Have some more chocolate and fizzy drink. You earned it.
Once your draft is fighting fit, you can move on to the next stage of the never-ending publishing process (assuming that’s what you want, of course). If you’re looking for tips on what to do next, Live, Love, Read has got you covered. (Personally, I recommend the posts by Ava Jae, Rebecca Podos, and Elise Kova.) No matter what stage you’re in—querying, submission, crying under the kitchen table—the important thing to remember is that you did the thing! You did the thing that almost everyone you meet in your entire life is going to tell you they wish they could do, and that is finish a novel. I salute you.

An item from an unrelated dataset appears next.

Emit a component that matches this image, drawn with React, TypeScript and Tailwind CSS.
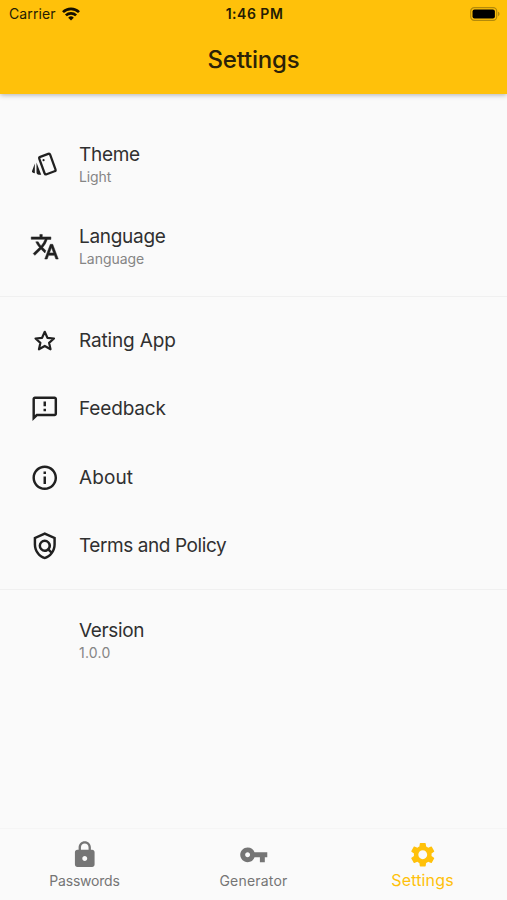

Destiny Soria grew up in a tiny town in Alabama that you’ve never heard of, where she spent her summers playing with sticks in the woods and exploring such distinguished careers as Forest Bandit, Wayward Orphan, and Woodland Fairy Princess. After college, she ran away to New Zealand for seven months and only pretended to be a character from Lord of the Rings on special occasions. Nowadays she lives and works in the shadow of the mighty Vulcan in Birmingham, AL.
In 1919, Ada Navarra—the intrepid daughter of immigrants—and Corinne Wells—a spunky, devil-may-care heiress—make an unlikely pair. But at the Cast Iron nightclub in Boston, anything and everything is possible. At night, on stage together, the two best friends, whose “afflicted” blood gives them the ability to create illusions through art, weave magic under the employ of Johnny Dervish, the club’s owner and a notorious gangster. By day, Ada and Corinne use these same skills to con the city’s elite in an attempt to keep the club afloat.
When a “job” goes awry and Ada is imprisoned, she realizes they’re on the precipice of danger. Only Corinne—her partner in crime—can break her out of Haversham Asylum. But once Ada is out, they face betrayal at every turn.
Thank you so much, Destiny, for this wonderful post! You are just the sweetest for being a reader of Musings, as well! Plus, who doesn’t love chocolate and fizzy drinks?! You’re amazing, just like your book!
Thank you so much to everyone who is a part of Musings. Your words of advice never go unnoticed and unappreciated.
We hope you all have an amazing rest of your week!